Alas for hopes. The religious hierarchy in Tehran has crushed President Khatami's spirit of freedom – it tore up two parliamentary bills demanding yet more freedoms this week – but his message to the Lebanese contains a powerful emotional charge: don't give in, trust in God, believe in humanism. It is very much the message of the Renaissance with which the West was blessed but of which the Middle East – we are talking here about Islam – was deprived. Vincent Battle, America's unimaginative ambassador to Lebanon, has been preaching the lessons of Israeli submission to the Lebanese for weeks: disarm the Hizbollah fighters, put the Lebanese army on the border with Israel, learn the lessons of the "war on terror".

In this particular conflict – the American version of it as it supposedly applies to Lebanon – Hizbollah must be forced to surrender, Israel's northern border must be left untouched (forgetting the little matter of Shebaa farms) and Lebanese soldiers must protect Israel's frontier. Talks between US and Iranian officials had suggested President Khatami might make some allusion to Washington's demands.

Not so. He has praised Hizbollah, recalled its courage in forcing an Israeli retreat in 2000 and given Iran's continued support to the Lebanese – and pro-Syrian – government in Beirut. At a rally in the great sports stadium of west Beirut tonight, he repeated all these themes – to the infinite relief of Hizbollah, which feared that a new, post-Iraq world order might have sidelined its resistance movement.

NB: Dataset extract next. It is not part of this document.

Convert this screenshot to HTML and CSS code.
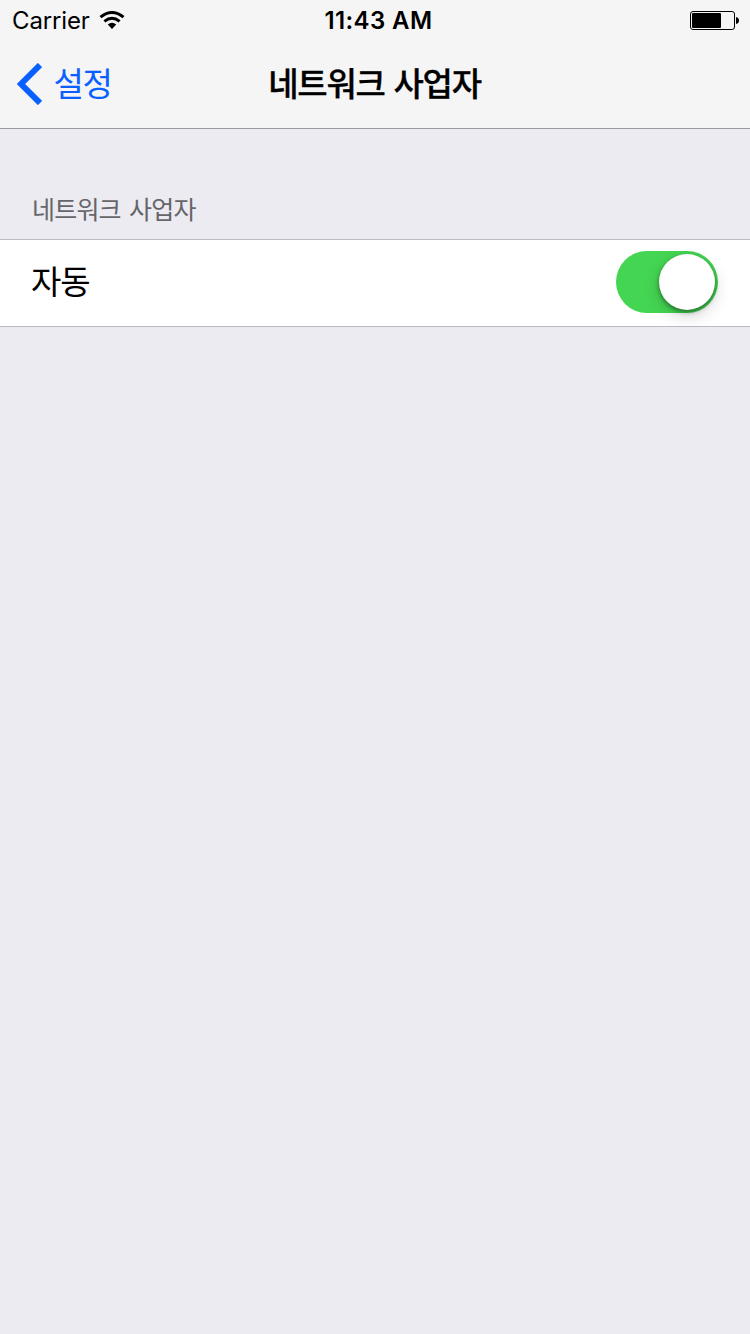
FILE: index.html
```html
<!DOCTYPE html>
<html lang="ko">
<head>
<meta charset="utf-8">
<title>네트워크 사업자</title>
<link rel="stylesheet" href="styles.css">
</head>
<body>
<header class="header">
  <div class="status-bar">
    <div class="status-left">
      <span class="carrier">Carrier</span>
      <svg class="wifi" width="26" height="18" viewBox="0 0 26 18" fill="none" stroke="#000" stroke-width="3">
        <path d="M1.5 6.1Q13-3.1 24.5 6.1"/>
        <path d="M5.4 10.3Q13 4.1 20.6 10.3"/>
        <path d="M8.8 13.6Q13 9.8 17.2 13.6L13 18Z" fill="#000" stroke="none"/>
      </svg>
    </div>
    <time class="clock">11:43 AM</time>
    <svg class="battery" width="50" height="20" viewBox="0 0 50 20">
      <rect x=".5" y=".5" width="44" height="18" rx="2.5" fill="none" stroke="#000"/>
      <rect x="2" y="2" width="29" height="15" rx="1"/>
      <path d="M46 6Q49 6.5 49 9.5T46 13Z"/>
    </svg>
  </div>
  <nav class="nav-bar">
    <a class="back">
      <svg width="26" height="42" viewBox="0 0 26 42" fill="none" stroke="#0a60ff" stroke-width="6">
        <path d="M24 2L5 21L24 40"/>
      </svg>
      <span class="back-label">설정</span>
    </a>
    <h1 class="title">네트워크 사업자</h1>
  </nav>
</header>
<main>
  <h2 class="section-title"><span class="section-label">네트워크 사업자</span></h2>
  <div class="row">
    <span class="row-label">자동</span>
    <div class="switch" role="switch" aria-checked="true"><div class="knob"></div></div>
  </div>
</main>
</body>
</html>
```
FILE: styles.css
```css
* { box-sizing: border-box; }
body {
  margin: 0;
  min-height: 1334px;
  background: #ebebf1;
  color: #000;
  font-family: Inter, "Noto Sans CJK KR", sans-serif;
  overflow: hidden;
}
.header {
  height: 129px;
  background: #f5f5f5;
  border-bottom: 1px solid #9a99a2;
}
.status-bar {
  height: 42px;
  display: grid;
  grid-template-columns: 1fr auto 1fr;
  align-items: center;
  padding: 0 10px 0 12px;
  line-height: 42px;
}
.status-left { display: flex; align-items: center; gap: 9px; }
.carrier { font-size: 24px; letter-spacing: -.15px; }
.wifi { margin-top: -2px; }
.clock { font-size: 24px; font-weight: 600; letter-spacing: .4px; padding-left: 5px; }
.battery { justify-self: end; }
.nav-bar {
  height: 86px;
  display: grid;
  grid-template-columns: 1fr auto 1fr;
  align-items: center;
  padding: 0 16px 2px;
}
.back { display: flex; align-items: center; gap: 11.5px; color: #0a60ff; }
.back-label { font-size: 33px; line-height: 48px; letter-spacing: -1.3px; }
.title {
  margin: 0;
  padding-right: 1px;
  font-size: 33px;
  line-height: 48px;
  font-weight: 500;
  letter-spacing: -1.3px;
  word-spacing: 1.5px;
  -webkit-text-stroke: .3px #000;
}
.section-title {
  margin: 0;
  height: 110px;
  padding: 61px 32px 0;
  font-size: 25px;
  line-height: 40px;
  font-weight: 400;
  letter-spacing: -.8px;
  word-spacing: 2px;
  color: #65656a;
}
.row {
  height: 88px;
  display: flex;
  align-items: center;
  justify-content: space-between;
  padding: 0 32px 2px 31px;
  background: #fff;
  border-top: 1px solid #bcbbc1;
  border-bottom: 1px solid #bcbbc1;
}
.row-label { font-size: 33px; line-height: 48px; letter-spacing: -1.2px; }
.switch {
  width: 102px;
  height: 62px;
  padding: 3px;
  display: flex;
  justify-content: flex-end;
  border-radius: 31px;
  background: #44d552;
}
.knob {
  width: 56px;
  height: 56px;
  border-radius: 50%;
  background: #fff;
  box-shadow: 0 2px 4px rgba(0, 0, 0, .4), 0 6px 16px rgba(0, 0, 0, .18);
}
```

But the days are young and Syria's gentle sidelining of "terrorist" Palestinian groups in Damascus may yet reflect painfully on Beirut. If Hizbollah are "terrorists" – America's faithful parroting of Israel – and if they are the "A team of terrorism", the cliche adopted by Colin Powell's faithful State Department protégé Richard Armitage, who knows what pressures may be placed on Tehran in the coming months?

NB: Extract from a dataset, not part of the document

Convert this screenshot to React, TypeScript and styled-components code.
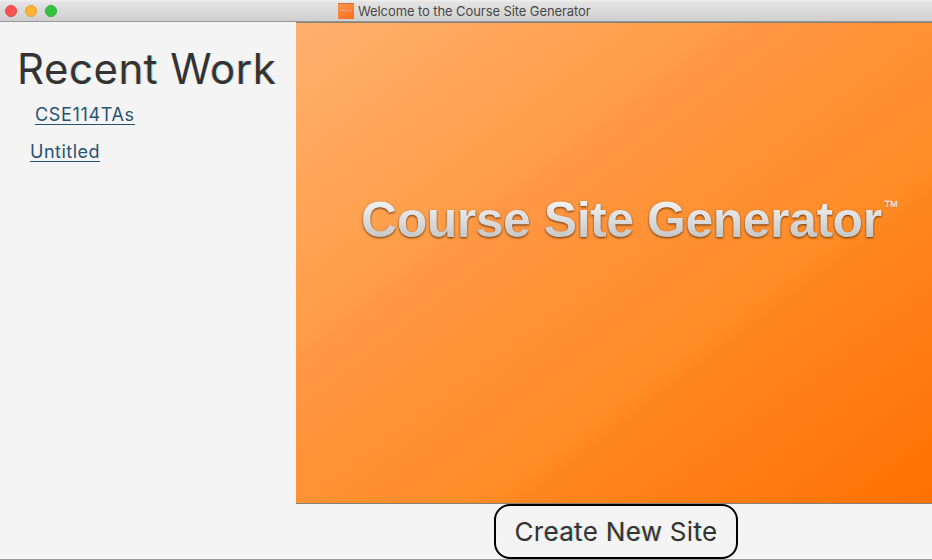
import React from "react";
import styled, { createGlobalStyle } from "styled-components";

const GlobalStyle = createGlobalStyle`
  * { box-sizing: border-box; }
  body { margin: 0; background: #f4f4f4; overflow: hidden; }
`;

const Window = styled.div`
  width: 932px;
  height: 560px;
  display: flex;
  flex-direction: column;
  background: #f4f4f4;
  border-bottom: 1px solid #999;
  font-family: Inter, "Liberation Sans", sans-serif;
  color: #333;
`;

const TitleBar = styled.header`
  height: 22px;
  flex: none;
  display: grid;
  grid-template-columns: 338px auto 1fr;
  background: linear-gradient(#f0f0f0 0, #e4e4e4 2px, #d0d0d0 20px);
  border-bottom: 1px solid #969696;
`;

const Lights = styled.div`
  display: flex;
  gap: 8px;
  padding: 5px 0 0 5px;
`;

const Light = styled.span<{ $fill: string; $edge: string }>`
  width: 12px;
  height: 12px;
  border-radius: 50%;
  background: ${(p) => p.$fill};
  border: 1px solid ${(p) => p.$edge};
`;

const Title = styled.div`
  display: flex;
  gap: 4px;
  padding-top: 3px;
  font-size: 13px;
  line-height: 17px;
  letter-spacing: -0.09px;
  color: #484848;
  white-space: nowrap;
`;

const AppIcon = styled.span`
  width: 16px;
  height: 16px;
  background:
    linear-gradient(#e0a184, #e0a184) 2px 6px / 12px 1px no-repeat,
    linear-gradient(150deg, #ff9849, #ff681d);
  border-top: 1px solid #c8743c;
`;

const Body = styled.main`
  flex: 1;
  display: grid;
  grid-template-columns: 296px 1fr;
`;

const Sidebar = styled.aside`
  display: flex;
  flex-direction: column;
  align-items: flex-start;
`;

const Heading = styled.h1`
  margin: 21px 0 0 17px;
  font-size: 42px;
  font-weight: 400;
  line-height: 52px;
  letter-spacing: 0.5px;
  white-space: nowrap;
`;

/* Subpixel colour edges: left and right tint of a glyph. */
const Fringe = styled.span<{ $warm?: boolean }>`
  text-shadow: ${(p) =>
    p.$warm
      ? "-1px 0 0 rgba(244, 244, 0, 0.4), 1px 0 0 rgba(80, 80, 255, 0.3)"
      : "-1px 0 0 rgba(255, 70, 70, 0.3), 1px 0 0 rgba(0, 244, 244, 0.45)"};
`;

const WorkLink = styled.a<{ $indent: number; $top: number; $spacing: number }>`
  margin: ${(p) => p.$top}px 0 0 ${(p) => p.$indent}px;
  height: 21px;
  font-size: 18px;
  line-height: 22px;
  letter-spacing: ${(p) => p.$spacing}px;
  color: #265372;
  border-bottom: 1px solid #265372;
  white-space: nowrap;
`;

const Content = styled.section`
  display: flex;
  flex-direction: column;
  align-items: center;
`;

const Banner = styled.div`
  width: 636px;
  height: 482px;
  flex: none;
  display: flex;
  align-items: flex-start;
  padding: 168px 0 0 65px;
  background: linear-gradient(to bottom right, #ffb06e 0%, #ff9d47 33%, #ff9744 35.5%, #ff8c25 65%, #ff861f 67.5%, #ff7a10 86%, #ff7000 100%);
  border-top: 1px solid #858078;
  border-bottom: 1px solid #858078;
  font-family: "Liberation Sans", Arial, sans-serif;
  white-space: nowrap;
`;

const Wordmark = styled.div`
  font-size: 50px;
  font-weight: 700;
  line-height: 58px;
  letter-spacing: -0.48px;
  color: transparent;
  background: linear-gradient(#f4f4f4 16%, #c4c4c4 84%);
  background-clip: text;
  filter: drop-shadow(0 1px 1px rgba(70, 35, 5, 0.85));
`;

const Trademark = styled.span`
  margin: 7px 0 0 3px;
  font-size: 9px;
  line-height: 12px;
  color: #f0ebe6;
  -webkit-text-stroke: 0.3px #f0ebe6;
  text-shadow: 0 1px 1px rgba(90, 45, 5, 0.6);
`;

const CreateButton = styled.button`
  width: 244px;
  height: 55px;
  margin: 0 0 0 4px;
  padding: 0;
  border: 2px solid #000;
  border-radius: 16px;
  background: #f4f4f4;
  color: #333;
  font: 400 26px/51px Inter, sans-serif;
  letter-spacing: 0.3px;
  white-space: nowrap;
`;

export default function App() {
  return (
    <>
      <GlobalStyle />
      <Window>
        <TitleBar>
          <Lights>
            <Light $fill="#ff5052" $edge="#e34547" />
            <Light $fill="#ffb235" $edge="#dfa033" />
            <Light $fill="#35c344" $edge="#2fae38" />
          </Lights>
          <Title>
            <AppIcon />
            <span>Welcome to the Course Site Generator</span>
          </Title>
        </TitleBar>
        <Body>
          <Sidebar>
            <Heading>
              Re<Fringe>c</Fringe>e<Fringe $warm>n</Fringe><Fringe>t</Fringe> W<Fringe>or</Fringe><Fringe $warm>k</Fringe>
            </Heading>
            <WorkLink $indent={35} $top={9} $spacing={0.65}>CSE114TAs</WorkLink>
            <WorkLink $indent={30} $top={16} $spacing={0.5}>Untitled</WorkLink>
          </Sidebar>
          <Content>
            <Banner>
              <Wordmark>Course Site Generator</Wordmark>
              <Trademark>TM</Trademark>
            </Banner>
            <CreateButton>
              Cr<Fringe>eat</Fringe>e <Fringe $warm>N</Fringe><Fringe>e</Fringe><Fringe $warm>w</Fringe> Si<Fringe>t</Fringe>e
            </CreateButton>
          </Content>
        </Body>
      </Window>
    </>
  );
}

One thought in Beirut is that the US nurtures the idea that a peaceful, pliable, Islamic Iran could take up the Shah's old role of policeman of the Middle East, controlling the wayward Shia Muslim majority of Iraq, maintaining the loyalty of Saudi Arabia's Shia Muslim population over the Saudi oil fields and generally ensuring that the Arab Gulf states don't go to war with each other.

But President Khatami – perhaps the only truly democratically elected leader in the Muslim Middle East – seems in no mood for such a place in history. His lecture to Lebanese academics and preachers yesterday morning was one of peace and compromise. Politicians – he did not identify them though we could guess – "exploit science, morality, literature and art for their individual interests, at their own will, under their talons of power", he said. He wanted a new, spiritual life – capable "of establishing the foundation for the most profound of all dialogues between cultures and civilisations and religions" – that recognised no geographical boundaries. Human rights "in all aspects of man's material and spiritual life" were what he wanted.

Was this what America was asking for in Iraq? Yes, he wanted an American withdrawal from Iraq. And why not? After all, US troops are now in Kazakhstan, Uzbekistan, Afghanistan, Iraq and in the Gulf. Iran is surrounded. Which, one supposes, is why the Hizbollah in Lebanon – a country once described by a Hizbollah cleric as "the lung through which Iran breathes" – is so important to the Islamic Republic. Not to mention Syria and Lebanon itself.

This is how the reasoning goes: if Hizbollah was disarmed, there is no reason why Syria should expect Israel to give back the occupied Golan Heights to Damascus. If Lebanon disarms Hizbollah, there is no reason why it should not sign a peace treaty with Israel, abandoning its claim – justified in international law – to the still-occupied Shebaa farms. The last disciplined, armed group opposed to Israel – and forget, here, the ragtag Palestinian militias – would be closed down. No wonder they cheered President Khatami last night. But did they realise that only a few metres away lay the slums of the Sabra and Chatilla Palestinian refugee camps, whose population was first slaughtered by Israel's brutal allies – and then by Lebanese Shias loyal to the present Speaker of Parliament who himself held warm talks with Mr Khatami only a few hours earlier?